>>>
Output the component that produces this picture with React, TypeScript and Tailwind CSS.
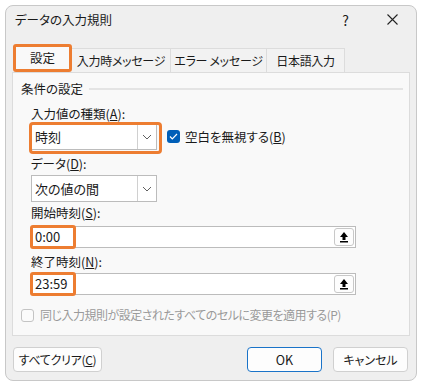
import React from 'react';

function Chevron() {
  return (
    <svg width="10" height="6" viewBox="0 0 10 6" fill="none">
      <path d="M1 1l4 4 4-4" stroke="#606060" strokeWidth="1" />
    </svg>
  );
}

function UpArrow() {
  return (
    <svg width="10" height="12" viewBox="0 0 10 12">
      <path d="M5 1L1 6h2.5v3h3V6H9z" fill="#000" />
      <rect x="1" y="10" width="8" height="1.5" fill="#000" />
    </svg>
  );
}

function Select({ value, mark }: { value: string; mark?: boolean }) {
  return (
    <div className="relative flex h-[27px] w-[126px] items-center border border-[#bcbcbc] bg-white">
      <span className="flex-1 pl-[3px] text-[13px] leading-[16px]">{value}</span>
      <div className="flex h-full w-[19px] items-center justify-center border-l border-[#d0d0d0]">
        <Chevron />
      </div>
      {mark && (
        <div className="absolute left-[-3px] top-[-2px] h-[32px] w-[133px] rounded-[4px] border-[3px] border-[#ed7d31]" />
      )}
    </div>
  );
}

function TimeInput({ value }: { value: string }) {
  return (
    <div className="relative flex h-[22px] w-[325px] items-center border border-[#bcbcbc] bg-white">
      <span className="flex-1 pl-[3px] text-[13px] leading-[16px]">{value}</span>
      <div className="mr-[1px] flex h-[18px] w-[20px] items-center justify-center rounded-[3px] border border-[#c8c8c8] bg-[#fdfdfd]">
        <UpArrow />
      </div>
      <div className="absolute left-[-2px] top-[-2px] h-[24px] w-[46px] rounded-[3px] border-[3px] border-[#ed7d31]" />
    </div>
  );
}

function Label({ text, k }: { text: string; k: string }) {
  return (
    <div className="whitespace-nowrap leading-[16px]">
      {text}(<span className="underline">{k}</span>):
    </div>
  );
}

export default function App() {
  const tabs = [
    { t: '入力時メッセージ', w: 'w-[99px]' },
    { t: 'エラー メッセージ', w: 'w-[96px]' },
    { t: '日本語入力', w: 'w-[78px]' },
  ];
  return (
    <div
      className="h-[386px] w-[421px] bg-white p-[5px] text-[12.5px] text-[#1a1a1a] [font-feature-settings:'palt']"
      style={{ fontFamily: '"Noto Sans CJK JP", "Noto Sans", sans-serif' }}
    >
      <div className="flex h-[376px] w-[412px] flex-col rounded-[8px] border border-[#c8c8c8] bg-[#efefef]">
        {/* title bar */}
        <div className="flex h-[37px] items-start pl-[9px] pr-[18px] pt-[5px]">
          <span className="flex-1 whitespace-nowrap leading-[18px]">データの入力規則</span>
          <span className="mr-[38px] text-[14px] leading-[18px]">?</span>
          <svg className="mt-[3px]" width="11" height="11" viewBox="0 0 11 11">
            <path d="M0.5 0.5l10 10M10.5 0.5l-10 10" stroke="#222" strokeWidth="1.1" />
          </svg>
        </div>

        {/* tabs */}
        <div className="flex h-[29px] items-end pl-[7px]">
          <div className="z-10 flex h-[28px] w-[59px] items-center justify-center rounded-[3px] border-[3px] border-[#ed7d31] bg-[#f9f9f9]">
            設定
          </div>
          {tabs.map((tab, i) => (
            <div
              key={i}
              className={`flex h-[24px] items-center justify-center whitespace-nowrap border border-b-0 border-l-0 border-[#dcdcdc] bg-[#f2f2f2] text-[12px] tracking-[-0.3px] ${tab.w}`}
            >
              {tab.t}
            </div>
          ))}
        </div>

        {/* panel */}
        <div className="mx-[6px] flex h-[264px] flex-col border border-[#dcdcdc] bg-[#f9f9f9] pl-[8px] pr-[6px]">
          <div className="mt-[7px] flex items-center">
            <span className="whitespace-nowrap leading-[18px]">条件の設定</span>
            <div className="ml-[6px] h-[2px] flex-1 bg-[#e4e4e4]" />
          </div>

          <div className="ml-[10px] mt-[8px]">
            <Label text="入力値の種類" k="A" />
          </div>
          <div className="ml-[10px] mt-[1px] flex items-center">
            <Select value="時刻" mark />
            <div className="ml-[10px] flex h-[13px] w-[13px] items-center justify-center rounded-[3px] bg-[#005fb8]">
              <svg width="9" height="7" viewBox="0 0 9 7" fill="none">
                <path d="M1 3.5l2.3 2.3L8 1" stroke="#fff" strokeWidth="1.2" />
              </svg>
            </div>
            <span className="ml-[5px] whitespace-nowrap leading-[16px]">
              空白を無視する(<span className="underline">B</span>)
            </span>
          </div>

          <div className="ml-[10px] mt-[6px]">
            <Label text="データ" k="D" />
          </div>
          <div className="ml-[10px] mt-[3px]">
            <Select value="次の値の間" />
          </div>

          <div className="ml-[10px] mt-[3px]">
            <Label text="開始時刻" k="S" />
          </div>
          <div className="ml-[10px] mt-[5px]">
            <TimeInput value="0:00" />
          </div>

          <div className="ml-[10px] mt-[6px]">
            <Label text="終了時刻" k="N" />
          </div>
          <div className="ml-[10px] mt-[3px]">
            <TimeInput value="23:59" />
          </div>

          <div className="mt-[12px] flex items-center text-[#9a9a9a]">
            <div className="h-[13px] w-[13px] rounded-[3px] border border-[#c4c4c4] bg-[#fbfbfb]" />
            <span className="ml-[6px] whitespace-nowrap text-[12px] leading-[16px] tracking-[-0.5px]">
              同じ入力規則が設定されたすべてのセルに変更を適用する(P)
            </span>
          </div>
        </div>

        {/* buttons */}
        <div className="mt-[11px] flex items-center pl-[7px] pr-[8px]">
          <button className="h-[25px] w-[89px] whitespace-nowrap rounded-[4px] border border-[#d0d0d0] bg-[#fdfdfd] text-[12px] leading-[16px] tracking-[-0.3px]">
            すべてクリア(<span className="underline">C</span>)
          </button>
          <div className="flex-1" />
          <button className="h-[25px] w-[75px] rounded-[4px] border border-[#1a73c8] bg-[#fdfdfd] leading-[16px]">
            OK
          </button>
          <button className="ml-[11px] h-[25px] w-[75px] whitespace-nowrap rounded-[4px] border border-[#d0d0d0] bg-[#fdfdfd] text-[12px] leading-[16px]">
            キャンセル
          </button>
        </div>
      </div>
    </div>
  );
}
<<<
WHAT YOU NEED TO DO: Return every line above in which the string "React" occurs.

EXERCISE OUTPUT:
Output the component that produces this picture with React, TypeScript and Tailwind CSS.
import React from 'react';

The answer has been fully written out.